Altınlar ise Ballerburg’un can damarını teşkil ediyor. Zira oyun içerisindeki
tüm harcamaları bu altınlar sayesinde temin ediyoruz. Altın toplama hızımız ise
iki noktaya bağlı birincisi treasure ve insan sayımıza, bir diğeri de halktan
topladığımız vergi miktarına. İnsan sayısı ve treasure sayısı arttıkça doğru
orantılı olarak altın kazancımız da artıyor. Ancak vergilerin arttırılması
durumda kısa bir süre için yüksek meblalar toplamamıza rağmen, insanlar şehri
terk ediyorlar ve üretim hıza düşüyor. Menünün hemen ortasında yer alan bu vergi
dengesini oyunun gidişatına göre sizin belirlemeniz gerekiyor ve inanın savaşı
oldukça etkiliyor.
Kale yıkan toplar, rüzgârdan etkilenir mi?
Gelelim oyunun savaş kısmına. En hayati olan savaşlar, not almamız ve en ince
ayarına kadar uğraşmamızı gerektirecek koordinatlar üzerinden yapılıyor.
Yapacağımız binaların haricinde yüksek altın karşılığı üreteceğimiz mancınık,
top, ballista vb. savaş makinaları tek silahlarımız oluyor. Her silahın üzerine
geldiğimizde kamera değişiyor ve girilmesi gereken koordinatlar bekleniyor. İlk
atışımızı rastgele yaptıktan sonra, sağ taraftaki haritadan nereye ateş
ettiğimizi ve bir sonraki atışımızı ne tarafa doğru yönetmemiz gerektiğini
anlıyor ve nokta atışlar yaparak düşmanımıza en büyük zararı vermeye
çalışıyoruz.
Düşmanların birbirlerine isabetli atışlar yapmaları kadar teknolojik yeniliklere
de ne kadar açık oldukları bir diğer önemli unsur. Çünkü büyü ve iksir tarzı
yeniliklerle daha ölümcül olacak silahlar üretmek mümkün.
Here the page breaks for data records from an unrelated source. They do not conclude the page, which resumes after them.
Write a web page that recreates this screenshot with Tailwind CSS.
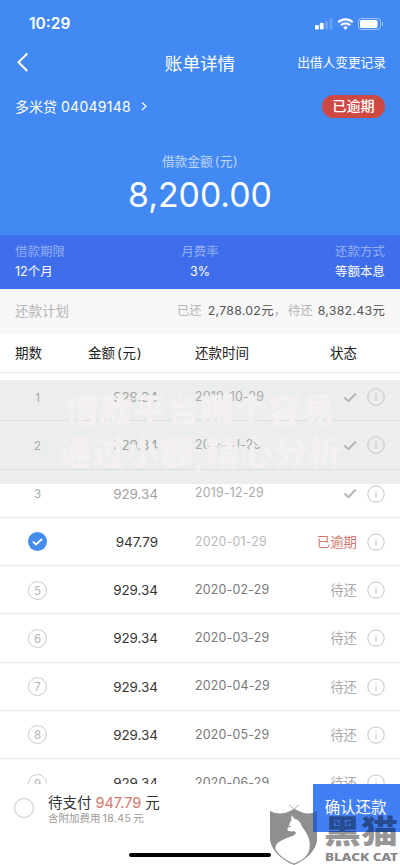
<!DOCTYPE html>
<html lang="zh-CN">
<head>
<meta charset="utf-8">
<meta name="viewport" content="width=device-width, initial-scale=1">
<title>账单详情</title>
<script src="https://cdn.jsdelivr.net/npm/@tailwindcss/browser@4"></script>
</head>
<body class="bg-white">
<div class="relative flex h-[865px] w-[400px] flex-col overflow-hidden bg-white font-['Inter','Noto_Sans_CJK_SC',sans-serif] whitespace-nowrap">
  <header class="h-[235px] shrink-0 bg-[#4289f3] text-white">
    <div class="flex h-[47px] items-end justify-between pr-[16px] pl-[29px]">
      <span class="h-[32px] text-[15.5px] leading-[18px] font-semibold">10:29</span>
      <svg class="mb-[15px] h-[16px] w-[70px]" viewBox="0 0 70 16" fill="none">
        <rect x="1" y="9" width="3.800" height="4.500" rx="1" fill="#fff"/>
        <rect x="5.800" y="7" width="3.800" height="6.500" rx="1" fill="#fff"/>
        <rect x="10.700" y="5" width="3.300" height="8.500" rx="1" fill="#fff" opacity=".2"/>
        <rect x="15.300" y="2.500" width="3.300" height="11" rx="1" fill="#fff" opacity=".2"/>
        <path d="M24.300 6.300a10.500 10.500 0 0 1 14.400 0M26.900 9.200a6.800 6.800 0 0 1 9.200 0" stroke="#fff" stroke-width="2.200"/>
        <path d="M29.200 11.300a3.400 3.400 0 0 1 4.600 0l-2.300 2.700z" fill="#fff"/>
        <rect x="44.500" y="2.500" width="22" height="11" rx="3" stroke="#fff" stroke-opacity=".5"/>
        <rect x="46" y="4" width="17.500" height="8" rx="1.500" fill="#fff"/>
        <path d="M68 6v4q1-.5 1-2t-1-2" fill="#fff" opacity=".6"/>
      </svg>
    </div>
    <div class="grid h-[32px] grid-cols-[1fr_auto_1fr] items-center px-[14px]">
      <svg class="h-[22px] w-[16px]" viewBox="0 0 16 22" fill="none"><path d="M13.300 1.500 4.500 10.300 13.300 19" stroke="#fff" stroke-width="2"/></svg>
      <h1 class="pt-[2px] text-[17.6px] font-normal">账单详情</h1>
      <span class="justify-self-end text-[12.7px]">出借人变更记录</span>
    </div>
    <div class="flex h-[54px] items-center justify-between pr-[15px] pl-[15px]">
      <span class="flex items-center text-[14px]"><span>多米贷</span><span class="ml-[4px] tracking-[.25px]">04049148</span>
        <svg class="ml-[10px] h-[10px] w-[7px]" viewBox="0 0 7 10" fill="none"><path d="m1 1.500 4 3.700-4 3.800" stroke="#fff" stroke-width="1.200"/></svg></span>
      <span class="flex h-[23px] w-[63px] items-center justify-center rounded-full bg-[#cf4944] text-[14.2px] font-medium">已逾期</span>
    </div>
    <div class="flex flex-col items-center pt-[20px]">
      <span class="text-[12.7px] leading-[18px] text-white/65">借款金额<span class="ml-[2px] tracking-[.5px]">(元)</span></span>
      <strong class="mt-[3px] text-[33.8px] leading-[42px] font-normal">8,200.00</strong>
    </div>
  </header>

  <section class="grid h-[54px] shrink-0 grid-cols-3 bg-[#3f6eec] px-[15px] pt-[7px] text-[12.5px] leading-[20px] text-white">
    <div><p class="text-white/45">借款期限</p><p>12个月</p></div>
    <div class="text-center"><p class="text-white/45">月费率</p><p>3%</p></div>
    <div class="text-right"><p class="text-white/45">还款方式</p><p>等额本息</p></div>
  </section>

  <section class="flex h-[45px] shrink-0 items-center justify-between bg-[#f7f7f7] px-[15px] text-[#b5b5b5]">
    <span class="text-[13.5px]">还款计划</span>
    <span class="text-[12.3px]">已还<span class="ml-[6px] tracking-[.3px] text-[#555]">2,788.02元</span><span class="mr-[2px]">，</span>待还<span class="ml-[5px] tracking-[.3px] text-[#555]">8,382.43元</span></span>
  </section>

  <section class="relative shrink-0">
    <div class="absolute top-[46px] left-0 h-[104px] w-full bg-[#ebeeec]"></div>
    <div class="relative grid h-[39px] grid-cols-[88px_107px_135px_1fr] items-center border-b border-[#ececec] text-[13.5px] text-[#222]">
      <span class="pl-[15px]">期数</span><span>金额<span class="ml-[2px] tracking-[.7px]">(元)</span></span><span>还款时间</span><span>状态</span>
    </div>
    <div id="rows" class="relative"></div>
    <div class="absolute top-[56px] left-0 flex w-full flex-col items-center text-[33.8px] leading-[42px] font-black text-[#f3f0ef]">
      <span>借款平台哪个容易</span><span class="mr-[1px]">通过小额,精心分析</span>
    </div>
  </section>

  <footer class="absolute top-[784px] left-0 flex h-[81px] w-full items-start bg-white">
    <span class="mt-[14px] ml-[14px] h-[20px] w-[20px] rounded-full border border-[#c4c4c4]"></span>
    <div class="ml-[14px] pt-[9px]">
      <p class="text-[14.5px] leading-[20px] text-[#333]">待支付<span class="mx-[4px] text-[#d3776e]">947.79</span>元</p>
      <p class="text-[10.5px] leading-[11px] text-[#999]">含附加费用<span class="mx-[2px] tracking-[.4px]">18.45</span>元</p>
    </div>
    <button class="ml-auto h-[48px] w-[87px] bg-[#427ff4] pr-[2px] text-[15.4px] text-white">确认还款</button>
    <span class="absolute top-[68.500px] left-[129px] h-[4.500px] w-[142px] rounded-full bg-black"></span>
    <svg class="absolute top-[20px] left-[268px] h-[61px] w-[132px]" viewBox="268 804 132 61">
      <path d="m289 805 10 8m0-8-10 8" stroke="#c6c6c6" stroke-width="1.200" fill="none"/>
      <path d="M270 811q10 5 20 0 4-2 4-2 3 1 5 2 9 5 18 0v30q-3 15-23 24-21-9-24-25z" fill="#8f8f8f"/>
      <path d="M313 812.300q2-.4 4-1.300v21h-4z" fill="#3463bb"/>
      <path d="M291.500 815.500q2 1.500 2.800 3.300 4.200.7 6.200 4.200 1.300 4 4.500 8 6 8 4.500 18-1 5.500-6 9.500-4 3-9.500 5-13-5-18.500-14-1-5 5-8.500 5-3 10.500-4.500 4.500-1.500 5-4-.6-1.500-3-1.300-3 .3-4.800-.2-1-1-.7-2.500 1-1 1.500-3 .5-2.500 2.500-5.500-.5-2.500 0-4.500z" fill="#fff"/>
      <path d="M288.700 827.300q1-1.300 2.300-.8" stroke="#777" stroke-width="1" fill="none"/>
      <g fill="#000" fill-opacity=".42" stroke="#000" stroke-opacity="0" font-family="'Noto Sans CJK SC',sans-serif" font-weight="900">
        <text transform="translate(324 842.500) scale(1 .85)" font-size="37">黑猫</text>
      </g>
      <text x="325" y="861" font-family="'Noto Sans',sans-serif" font-weight="800" font-size="11" fill="#858585" textLength="73" lengthAdjust="spacingAndGlyphs">BLACK CAT</text>
    </svg>
  </footer>
</div>
<script>
const info = '<svg class="h-[18px] w-[18px]" viewBox="0 0 18 18" fill="none" stroke="#bcbcbc"><circle cx="9" cy="9" r="8.200" stroke-width=".9"/><path d="M9 7.500v5.500M9 4.700v1.200" stroke-width="1"/></svg>';
const tick = '<svg class="h-[11px] w-[14px]" viewBox="0 0 14 11" fill="none"><path d="m1.500 5.500 4 3.700L12.800 1.500" stroke="#b3b5b4" stroke-width="2"/></svg>';
const checked = '<span class="flex h-[19px] w-[19px] items-center justify-center rounded-full bg-[#438cee]"><svg class="h-[8px] w-[11px]" viewBox="0 0 11 8" fill="none"><path d="m1 3.500 3 3 6-5.500" stroke="#fff" stroke-width="1.800"/></svg></span>';
const dates = ['2019-10-29','2019-11-29','2019-12-29','2020-01-29','2020-02-29','2020-03-29','2020-04-29','2020-05-29','2020-06-29'];
document.getElementById('rows').innerHTML = dates.map((date, i) => {
  const n = i + 1, paid = n < 4, due = n === 4;
  const num = paid ? `<span class="pt-[2px] text-[11.5px] text-[#aaa]">${n}</span>`
    : due ? checked
    : `<span class="flex h-[19px] w-[19px] items-center justify-center rounded-full border border-[#cacaca] pt-[2px] text-[11.5px] text-[#b5b5b5]">${n}</span>`;
  const state = paid ? tick : due ? '<span class="text-[#d3776e]">已逾期</span>' : '<span class="text-[#aaa]">待还</span>';
  return `<div class="grid h-[48.25px] grid-cols-[75px_83px_37px_85px_77px_1fr] items-center border-b pt-[1px] text-[13.4px] ${n < 3 ? 'border-[#dcdfdd]' : 'border-[#ebebeb]'}">
    <span class="flex justify-center">${num}</span>
    <span class="text-right ${paid ? 'text-[#a0a0a0]' : 'text-[#333]'}">${due ? '947.79' : '929.34'}</span><span></span>
    <span class="text-[12.4px] tracking-[.2px] ${paid ? 'text-[#aaa]' : due ? 'text-[#b8b8b8]' : 'text-[#777]'}">${date}</span>
    <span class="flex justify-end">${state}</span>
    <span class="flex pl-[10px]">${info}</span>
  </div>`;
}).join('');
</script>
</body>
</html>
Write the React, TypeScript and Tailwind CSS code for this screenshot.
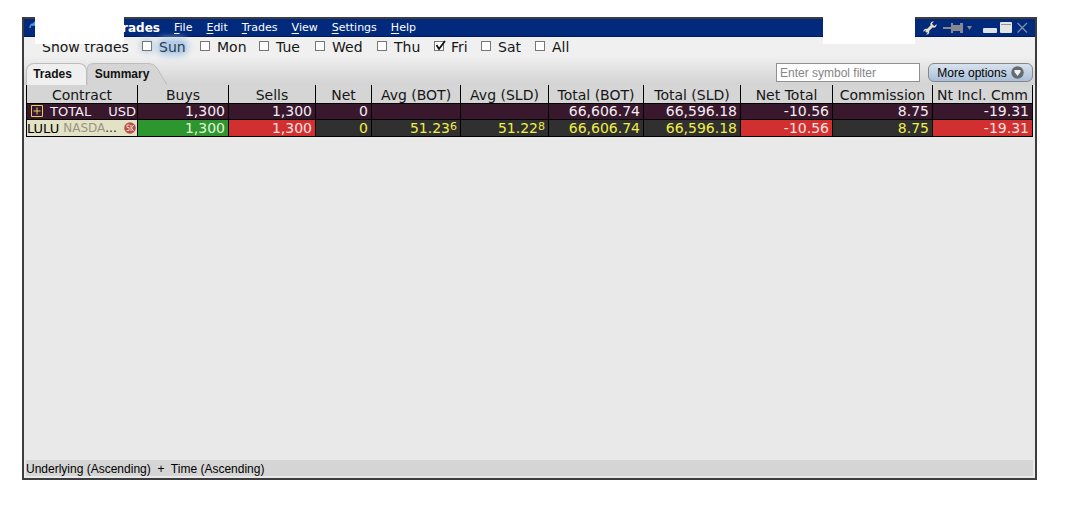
import React from "react";
import clsx from "clsx";

const menus = ["File", "Edit", "Trades", "View", "Settings", "Help"];

const days = [
    { name: "Sun", width: "w-[58px]" },
    { name: "Mon", width: "w-[59px]" },
    { name: "Tue", width: "w-14" },
    { name: "Wed", width: "w-[62px]" },
    { name: "Thu", width: "w-[57px]" },
    { name: "Fri", width: "w-[47px]" },
    { name: "Sat", width: "w-[54px]" },
    { name: "All", width: "w-10" },
];

const columns = [
    { title: "Contract", width: "w-[111px]" },
    { title: "Buys", width: "w-[91px]" },
    { title: "Sells", width: "w-[87px]" },
    { title: "Net", width: "w-[56px]" },
    { title: "Avg (BOT)", width: "w-[89px]" },
    { title: "Avg (SLD)", width: "w-[88px]" },
    { title: "Total (BOT)", width: "w-[95px]" },
    { title: "Total (SLD)", width: "w-[97px]" },
    { title: "Net Total", width: "w-[92px]" },
    { title: "Commission", width: "w-[100px]" },
    { title: "Nt Incl. Cmm", width: "w-[100px]" },
];

const totals = ["1,300", "1,300", "0", "", "", "66,606.74", "66,596.18", "-10.56", "8.75", "-19.31"];

const GREEN = "bg-[#2e962e] text-[#e4f5dc]";
const RED = "bg-[#d23030] text-[#fbe3e0]";
const DARK = "bg-[#303030] text-[#f0ee45]";

const position = [
    { value: "1,300", tone: GREEN },
    { value: "1,300", tone: RED },
    { value: "0", tone: DARK },
    { value: "51.23", small: "6", tone: DARK },
    { value: "51.22", small: "8", tone: DARK },
    { value: "66,606.74", tone: DARK },
    { value: "66,596.18", tone: DARK },
    { value: "-10.56", tone: RED },
    { value: "8.75", tone: DARK },
    { value: "-19.31", tone: RED },
];

function TitleBar() {
    return (
        <header className="flex h-[18px] items-center border-b border-[#001a55] bg-[#022a7c] pr-[7px] text-white">
            <svg width="12" height="16" viewBox="0 0 12 16" fill="none" className="ml-1 shrink-0">
                <path d="M2 8C2 4 5 3 8 5M8 5L6 2M8 5H4" stroke="#5b9be0" strokeWidth="1.5" />
            </svg>
            <h1 className="w-[120px] text-right text-[12px] font-bold">Trades</h1>
            <nav className="ml-[14px] flex gap-[14px] pt-px text-[11px]">
                {menus.map((menu) => (
                    <button key={menu} type="button">
                        <span className="underline underline-offset-2">{menu[0]}</span>
                        {menu.slice(1)}
                    </button>
                ))}
            </nav>

            {/* window controls */}
            <div className="ml-auto flex items-center">
                <button type="button" aria-label="Configure">
                    <svg width="14" height="14" viewBox="0 0 14 14">
                        <path d="M3 11L10 4" stroke="#e6e0c4" strokeWidth="2.8" />
                        <path d="M13.5 3L11.5 5L9.5 4.5L9 2.5L11 .5C8.500 0 6.800 2 7.500 4.200L9.800 6.500C12 7.200 14 5.500 13.500 3Z" fill="#e6e0c4" />
                        <path d="M.5 11L2.500 9L4.500 9.500L5 11.500L3 13.500C5.500 14 6.800 12 6.200 10L4 7.800C2 7.200 0 8.500 .5 11Z" fill="#e6e0c4" />
                    </svg>
                </button>
                <button type="button" aria-label="Pin" className="ml-[5px]">
                    <svg width="32" height="12" viewBox="0 0 32 12" fill="#87898f">
                        <path d="M1 5H9V7H1Z" />
                        <path d="M9 1H11V3H18V1H21V11H18V9H11V11H9Z" />
                        <path d="M25 4H30L27.500 8Z" />
                    </svg>
                </button>
                <button type="button" aria-label="Minimize" className="ml-[9px]">
                    <svg width="14" height="12" viewBox="0 0 14 12">
                        <rect y="6" width="14" height="5" rx="1" fill="#dfe2e8" />
                    </svg>
                </button>
                <button type="button" aria-label="Maximize" className="ml-[3px]">
                    <svg width="12" height="12" viewBox="0 0 12 12">
                        <rect width="12" height="11" rx="1" fill="#e4e4e2" />
                        <rect x="1" y="2" width="10" height="1" fill="#8992a8" />
                    </svg>
                </button>
                <button type="button" aria-label="Close" className="ml-1">
                    <svg width="12" height="12" viewBox="0 0 12 12" stroke="#8390a8" strokeWidth="1.2">
                        <path d="M1.500 1L11 10.500M11 1L1.500 10.500" />
                    </svg>
                </button>
            </div>
        </header>
    );
}

function DayFilter() {
    return (
        <fieldset className="flex h-5 items-center pl-4 text-[14px] text-[#161616]">
            <span className="w-[100px] shrink-0">Show trades</span>
            {days.map(({ name, width }) => (
                <label key={name} className={clsx("flex shrink-0 items-center gap-[7px]", width)}>
                    <input
                        type="checkbox"
                        defaultChecked={name === "Fri"}
                        className={clsx(
                            "peer mb-[2px] size-[10px] shrink-0 appearance-none border border-[#777] bg-white",
                            name === "Sun" && "shadow-[0_0_6px_1px_#b4cce6]"
                        )}
                    />
                    <svg
                        width="12"
                        height="12"
                        viewBox="0 0 12 12"
                        fill="none"
                        className="pointer-events-none invisible mb-[2px] -ml-[17px] shrink-0 peer-checked:visible"
                    >
                        <path d="M2.500 5L5 9L11 1" stroke="#111" strokeWidth="1.800" />
                    </svg>
                    <span
                        className={clsx(
                            "-ml-[2px] leading-3",
                            name === "Sun" && "rounded-md bg-[#b4cce6] text-[#2a3d55] shadow-[0_0_6px_3px_#b4cce6]"
                        )}
                    >
                        {name}
                    </span>
                </label>
            ))}
        </fieldset>
    );
}

function Toolbar() {
    return (
        <div className="flex h-[22px] items-stretch justify-between font-['Liberation_Sans',Arial,sans-serif] text-[12px]">
            <div role="tablist" className="flex font-bold text-[#111]">
                <button
                    type="button"
                    role="tab"
                    aria-selected="false"
                    className="w-[61px] rounded-t-lg border border-b-0 border-[#bdbdbd] bg-[#efefef] pr-2 pb-[2px]"
                >
                    Trades
                </button>
                <button type="button" role="tab" aria-selected="true" className="relative w-20">
                    <svg width="80" height="22" viewBox="0 0 80 22" className="absolute inset-0">
                        <path d="M0 22V7Q0 .5 7 .5H62Q67 .5 70 5L80 22Z" fill="#d5d5d5" />
                        <path d="M0 22V7Q0 .5 7 .5H62Q67 .5 70 5L80 22" fill="none" stroke="#bdbdbd" />
                    </svg>
                    <span className="relative mr-[10px]">Summary</span>
                </button>
            </div>
            <div className="flex h-[19px] gap-2">
                <input
                    type="text"
                    aria-label="Symbol filter"
                    placeholder="Enter symbol filter"
                    className="w-36 border border-[#919191] bg-white px-[3px] placeholder:text-[#858585]"
                />
                <button
                    type="button"
                    className="flex w-[105px] items-center justify-center gap-1 rounded-md border border-[#83878c] bg-linear-to-b from-[#d9e3ee] to-[#a9bfd8] text-black"
                >
                    More options
                    <svg width="13" height="13" viewBox="0 0 13 13">
                        <circle cx="6.500" cy="6.500" r="6.200" fill="#666b70" />
                        <path d="M3.500 4H9.500V6L6.500 10L3.500 6Z" fill="#eef2f5" />
                    </svg>
                </button>
            </div>
        </div>
    );
}

function SummaryTable() {
    return (
        <table className="w-full table-fixed border-collapse text-[14px] leading-[15px] whitespace-nowrap">
            <thead>
                <tr className="h-[18px] bg-[#d5d5d5] text-[#161616]">
                    {columns.map(({ title, width }) => (
                        <th
                            key={title}
                            scope="col"
                            className={clsx("border-x border-b border-black p-0 pt-1 leading-[13px] font-normal", width)}
                        >
                            {title}
                        </th>
                    ))}
                </tr>
            </thead>
            <tbody className="text-right">
                <tr className="h-4 bg-[#39182e] text-[#f3edf1]">
                    <td className="border border-black p-0 text-[13px]">
                        <div className="flex items-center pl-1">
                            <button type="button" aria-label="Expand total" className="flex">
                                <svg width="12" height="12" viewBox="0 0 12 12" fill="none" stroke="#e8ce62">
                                    <path d="M.5 .5H11.500V11.500H.5ZM6 2.500V9.500M2.500 6H9.500" />
                                </svg>
                            </button>
                            <span className="ml-[7px]">TOTAL</span>
                            <span className="mr-px ml-auto">USD</span>
                        </div>
                    </td>
                    {totals.map((value, i) => (
                        <td key={i} className="border border-black p-0 pr-[3px]">{value}</td>
                    ))}
                </tr>
                <tr className="h-[17px]">
                    <td className="border border-black bg-[#e4e2c5] p-0 pt-px">
                        <div className="flex items-center">
                            <span className="text-[13px] text-black">LULU</span>
                            <span className="ml-1 text-[12px] text-[#969584]">NASDA</span>
                            <span className="text-[12px] text-[#222]">...</span>
                            <svg width="12" height="12" viewBox="0 0 12 12" className="mr-px ml-auto shrink-0">
                                <circle cx="6" cy="6" r="5.800" fill="#b9504a" />
                                <path d="M5.500 3H3V5.500H5V8.500H2.500M7 3V9M9.500 3L7.500 6L9.500 9" fill="none" stroke="#f2d4cb" />
                            </svg>
                        </div>
                    </td>
                    {position.map(({ value, small, tone }, i) => (
                        <td key={i} className={clsx("border border-black p-0 pt-px pr-[3px]", tone)}>
                            {value}
                            {small && <span className="align-[3px] text-[11px] leading-none">{small}</span>}
                        </td>
                    ))}
                </tr>
            </tbody>
        </table>
    );
}

export default function App() {
    return (
        <div className="relative flex h-screen min-h-60 bg-white pt-[17px] pr-7 pb-[37px] pl-[22px] font-['DejaVu_Sans',Verdana,sans-serif]">
            <main className="flex min-w-0 flex-1 flex-col overflow-hidden border-2 border-[#3d3d40] bg-[#e9e9e9]">
                <TitleBar />
                <div className="bg-linear-to-b from-[#f0f0f0] from-40% to-[#d2d2d2] px-[2px]">
                    <DayFilter />
                    <div className="pt-[6px]">
                        <Toolbar />
                    </div>
                </div>
                <div className="flex-1 px-[2px]">
                    <SummaryTable />
                </div>
                <footer className="mx-[2px] mb-[2px] h-4 bg-[#d5d5d5] pt-px font-['Liberation_Sans',Arial,sans-serif] text-[12px] leading-4 whitespace-pre text-black">
                    Underlying (Ascending)  +  Time (Ascending)
                </footer>
            </main>

            {/* blanked out account details */}
            <div className="absolute top-0 left-[35px] h-11 w-[89px] bg-white" />
            <div className="absolute top-0 right-[150px] h-11 w-[92px] bg-white" />
        </div>
    );
}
Hatta ilerleyen
bölümlerde kendi kalenizin etrafına büyülü bir kalkan üretip topları geri
yolladığımız gibi aynı zamanda düşman kalesine yıldırımlar düşürerek ofansif
büyüler de yapabiliyoruz.
Sonuç olarak, grafik desen bir felaket olan, ara videoları 6 sene evvelki
videolara benzeyen, sesleri hiçte iyi olmayan bir oyun nasıl bu kadar
oynanabilirliği yüksek olur bilemiyorum ama sadece vakit geçirmek ve eski
günlerin anısına oynamak isterseniz buyurun.